• **MATERIAL**
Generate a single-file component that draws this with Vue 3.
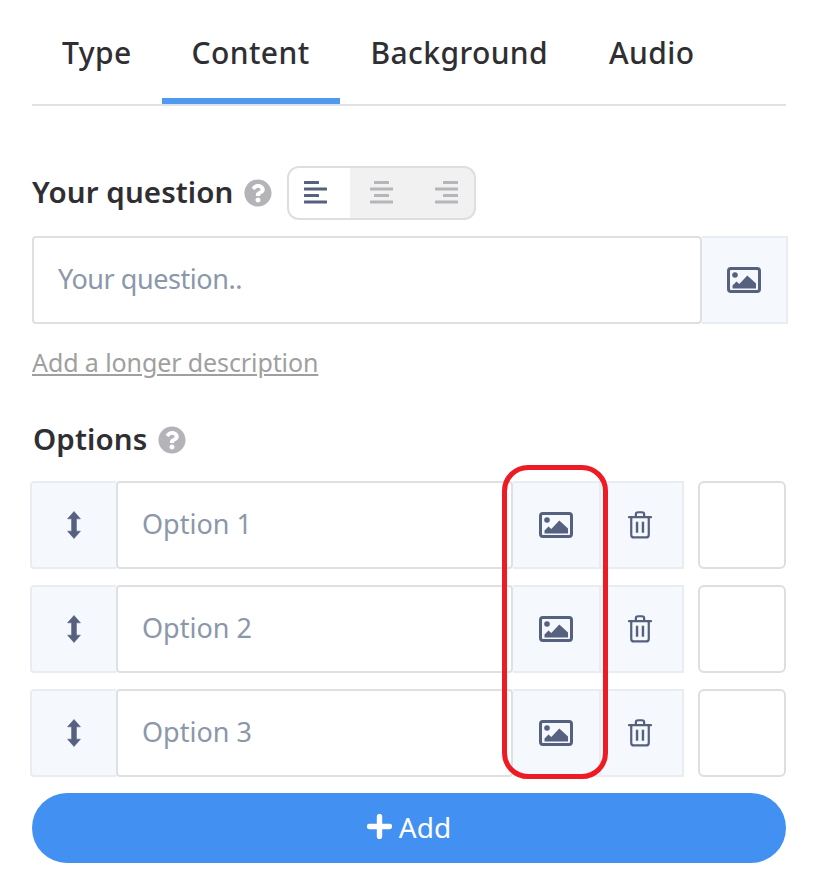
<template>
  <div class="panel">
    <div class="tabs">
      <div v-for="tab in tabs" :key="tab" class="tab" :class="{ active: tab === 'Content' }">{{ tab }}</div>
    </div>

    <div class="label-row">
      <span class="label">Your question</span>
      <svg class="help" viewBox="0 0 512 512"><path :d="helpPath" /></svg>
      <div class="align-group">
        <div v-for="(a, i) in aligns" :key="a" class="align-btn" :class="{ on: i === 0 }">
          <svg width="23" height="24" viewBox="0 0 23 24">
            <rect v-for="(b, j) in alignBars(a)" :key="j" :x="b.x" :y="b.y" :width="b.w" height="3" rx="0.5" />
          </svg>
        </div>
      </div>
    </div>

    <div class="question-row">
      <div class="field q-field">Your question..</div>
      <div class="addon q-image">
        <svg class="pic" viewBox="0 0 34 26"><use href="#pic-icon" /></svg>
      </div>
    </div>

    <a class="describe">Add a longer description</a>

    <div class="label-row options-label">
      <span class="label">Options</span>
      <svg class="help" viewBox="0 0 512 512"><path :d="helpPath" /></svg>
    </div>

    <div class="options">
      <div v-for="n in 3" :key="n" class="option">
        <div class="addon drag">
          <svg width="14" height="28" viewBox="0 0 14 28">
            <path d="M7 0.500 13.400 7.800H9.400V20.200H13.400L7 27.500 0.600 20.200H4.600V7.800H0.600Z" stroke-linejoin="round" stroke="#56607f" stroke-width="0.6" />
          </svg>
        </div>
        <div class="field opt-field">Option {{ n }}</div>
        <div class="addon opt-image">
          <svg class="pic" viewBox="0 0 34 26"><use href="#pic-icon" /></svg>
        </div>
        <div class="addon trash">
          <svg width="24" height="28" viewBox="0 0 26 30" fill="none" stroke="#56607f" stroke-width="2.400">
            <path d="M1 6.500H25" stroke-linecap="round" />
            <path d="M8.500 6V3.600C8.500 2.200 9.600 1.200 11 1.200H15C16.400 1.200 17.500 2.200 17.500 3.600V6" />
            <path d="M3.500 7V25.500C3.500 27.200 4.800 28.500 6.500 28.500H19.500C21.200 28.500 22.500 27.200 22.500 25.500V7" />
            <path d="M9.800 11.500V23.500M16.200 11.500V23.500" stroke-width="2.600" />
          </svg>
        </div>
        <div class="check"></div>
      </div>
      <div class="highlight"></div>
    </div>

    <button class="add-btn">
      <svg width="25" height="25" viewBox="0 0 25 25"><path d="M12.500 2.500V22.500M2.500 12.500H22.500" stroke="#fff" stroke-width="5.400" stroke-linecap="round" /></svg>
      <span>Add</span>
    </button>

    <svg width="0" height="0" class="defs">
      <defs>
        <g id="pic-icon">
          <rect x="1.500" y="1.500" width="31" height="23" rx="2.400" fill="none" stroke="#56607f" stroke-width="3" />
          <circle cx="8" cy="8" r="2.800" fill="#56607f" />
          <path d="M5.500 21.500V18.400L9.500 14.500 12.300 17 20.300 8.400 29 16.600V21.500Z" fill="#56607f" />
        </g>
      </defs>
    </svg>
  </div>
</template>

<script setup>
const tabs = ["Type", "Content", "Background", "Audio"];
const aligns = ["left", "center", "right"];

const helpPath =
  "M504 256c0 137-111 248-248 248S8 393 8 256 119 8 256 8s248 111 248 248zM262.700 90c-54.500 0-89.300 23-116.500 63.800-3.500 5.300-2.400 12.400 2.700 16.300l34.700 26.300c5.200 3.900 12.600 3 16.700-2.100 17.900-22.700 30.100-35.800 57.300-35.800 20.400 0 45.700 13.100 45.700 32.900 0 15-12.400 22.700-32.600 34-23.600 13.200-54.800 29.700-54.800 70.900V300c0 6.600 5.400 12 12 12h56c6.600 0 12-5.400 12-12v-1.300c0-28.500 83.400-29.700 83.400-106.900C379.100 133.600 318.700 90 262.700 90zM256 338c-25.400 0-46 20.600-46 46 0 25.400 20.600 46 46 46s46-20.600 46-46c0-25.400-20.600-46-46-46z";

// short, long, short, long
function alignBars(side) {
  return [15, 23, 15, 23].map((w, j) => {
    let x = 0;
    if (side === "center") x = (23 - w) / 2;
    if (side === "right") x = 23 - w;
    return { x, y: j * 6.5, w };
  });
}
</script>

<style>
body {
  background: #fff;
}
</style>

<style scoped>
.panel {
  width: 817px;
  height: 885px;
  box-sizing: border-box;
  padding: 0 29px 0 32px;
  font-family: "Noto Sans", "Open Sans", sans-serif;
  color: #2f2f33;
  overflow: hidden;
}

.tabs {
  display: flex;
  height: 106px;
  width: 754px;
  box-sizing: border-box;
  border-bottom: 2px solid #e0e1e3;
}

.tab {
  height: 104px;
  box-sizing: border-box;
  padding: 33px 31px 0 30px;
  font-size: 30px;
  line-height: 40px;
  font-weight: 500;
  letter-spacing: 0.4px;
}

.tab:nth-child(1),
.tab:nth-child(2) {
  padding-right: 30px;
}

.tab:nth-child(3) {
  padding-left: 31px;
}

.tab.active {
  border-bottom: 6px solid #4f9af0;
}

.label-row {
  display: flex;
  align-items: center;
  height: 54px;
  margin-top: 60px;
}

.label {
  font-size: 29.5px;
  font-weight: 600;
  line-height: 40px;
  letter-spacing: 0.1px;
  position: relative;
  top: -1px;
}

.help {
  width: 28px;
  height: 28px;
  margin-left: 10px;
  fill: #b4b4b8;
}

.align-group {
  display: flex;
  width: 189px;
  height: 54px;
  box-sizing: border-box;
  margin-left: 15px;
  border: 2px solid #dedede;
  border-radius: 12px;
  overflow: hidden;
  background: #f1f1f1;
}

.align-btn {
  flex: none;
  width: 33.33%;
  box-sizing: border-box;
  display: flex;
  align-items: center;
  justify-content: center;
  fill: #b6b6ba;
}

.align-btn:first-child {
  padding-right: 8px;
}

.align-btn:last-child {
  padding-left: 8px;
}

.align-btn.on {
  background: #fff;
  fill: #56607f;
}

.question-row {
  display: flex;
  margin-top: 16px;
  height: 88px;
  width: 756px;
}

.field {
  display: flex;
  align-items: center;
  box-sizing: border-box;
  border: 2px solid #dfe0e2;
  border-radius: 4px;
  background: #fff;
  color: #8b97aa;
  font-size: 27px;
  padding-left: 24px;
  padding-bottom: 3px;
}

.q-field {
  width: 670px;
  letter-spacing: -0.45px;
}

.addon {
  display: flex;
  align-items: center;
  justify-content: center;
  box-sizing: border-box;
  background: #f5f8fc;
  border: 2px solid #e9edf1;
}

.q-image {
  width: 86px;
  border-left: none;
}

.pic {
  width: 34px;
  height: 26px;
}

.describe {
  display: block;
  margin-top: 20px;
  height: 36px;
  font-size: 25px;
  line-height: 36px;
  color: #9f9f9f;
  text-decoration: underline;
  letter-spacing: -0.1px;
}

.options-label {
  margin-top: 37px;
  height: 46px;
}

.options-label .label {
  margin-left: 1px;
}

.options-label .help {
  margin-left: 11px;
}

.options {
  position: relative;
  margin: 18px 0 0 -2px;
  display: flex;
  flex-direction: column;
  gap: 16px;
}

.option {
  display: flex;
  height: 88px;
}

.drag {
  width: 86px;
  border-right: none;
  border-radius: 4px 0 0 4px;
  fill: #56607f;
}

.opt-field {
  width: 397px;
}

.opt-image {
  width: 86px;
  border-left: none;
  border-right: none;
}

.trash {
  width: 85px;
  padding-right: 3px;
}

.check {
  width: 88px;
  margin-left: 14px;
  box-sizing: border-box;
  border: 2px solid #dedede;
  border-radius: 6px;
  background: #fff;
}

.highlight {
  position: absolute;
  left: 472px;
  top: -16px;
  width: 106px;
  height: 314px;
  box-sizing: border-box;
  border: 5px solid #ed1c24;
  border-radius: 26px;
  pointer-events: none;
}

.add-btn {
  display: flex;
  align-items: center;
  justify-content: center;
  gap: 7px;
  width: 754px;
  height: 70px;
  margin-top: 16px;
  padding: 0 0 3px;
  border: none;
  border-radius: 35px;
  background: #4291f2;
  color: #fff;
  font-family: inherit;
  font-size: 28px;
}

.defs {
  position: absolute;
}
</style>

• **SHORT TASK**
Leave out any pictures, please, and quote only the lines from the top of the data through the line that contains "a longer description</a>".

• **EXERCISE RESULT**
Generate a single-file component that draws this with Vue 3.
<template>
  <div class="panel">
    <div class="tabs">
      <div v-for="tab in tabs" :key="tab" class="tab" :class="{ active: tab === 'Content' }">{{ tab }}</div>
    </div>

    <div class="label-row">
      <span class="label">Your question</span>
      <svg class="help" viewBox="0 0 512 512"><path :d="helpPath" /></svg>
      <div class="align-group">
        <div v-for="(a, i) in aligns" :key="a" class="align-btn" :class="{ on: i === 0 }">
          <svg width="23" height="24" viewBox="0 0 23 24">
            <rect v-for="(b, j) in alignBars(a)" :key="j" :x="b.x" :y="b.y" :width="b.w" height="3" rx="0.5" />
          </svg>
        </div>
      </div>
    </div>

    <div class="question-row">
      <div class="field q-field">Your question..</div>
      <div class="addon q-image">
        <svg class="pic" viewBox="0 0 34 26"><use href="#pic-icon" /></svg>
      </div>
    </div>

    <a class="describe">Add a longer description</a>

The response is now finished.